Thousands of people doubtless look upon Rama and Krishna as historical figures and literally believe that God came down in person on earth in the form of Rama the son of Dasaratha, and that by worshipping him one can attain salvation.
History, imagination and truth have got so inextricably mixed up, it is next to impossible to disentangle them. I have accepted all the names and forms attributed to God as symbols denoting one formless omnipotent Rama. (Who is Rama, New Delhi, May 26, 1946, CWMG Vol. 91, pp 44-45)
Thinking of the historical Rama of Valmiki or Tulsidas, one was liable to have many doubts as for instance why Rama banished Sita and so on. But when one thought of Ramanama in the abstract forgetting who Rama was and what he did, Rama at once became omnipresent and omnipotent God, above doubt and criticism. (CWMG, Vol. 89, pp 298-99)
Such was Gandhi’s standing among people inside and outside the INC that he could pass off drivel as high wisdom. In a letter to Jehangir Patel at Sevagram on August 8, 1946, Gandhi presented his own comical description of Ramanama thus –
Remember that Ramanama is the unfailing remedy for eradicating malaria. Having become a trustee of a nature-cure institution, you have got to appreciate this thing. And Ramanama is the same as Ahurmazda. (CWMG vol. 91, page 430)

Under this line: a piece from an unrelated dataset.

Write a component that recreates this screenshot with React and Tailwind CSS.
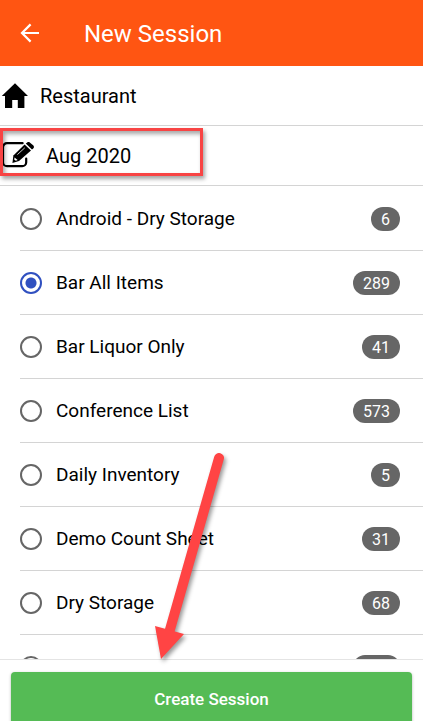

Gandhi had an equally bizarre and un-Hindu interpretation of the Bhagwad Gita. His views on the Bhagwad Gita in 1919 came at a time when Tilak during his six years internment in the Mandalay prison penned his Srimad Bhagwad Gita Rahasya, a handbook on karmayoga. Tilak’s scholarly commentary on the Bhagwad Gita is also known as Karmayoga Sastra.
Gandhi returned to India in a hurry in 1915 because he had to occupy the position as thinker and leader of the INC – a position that Gokhale, aging and now quite ill, kept in readiness for him after the British had removed first Aurobindo, next Tilak and then Savarkar from public life.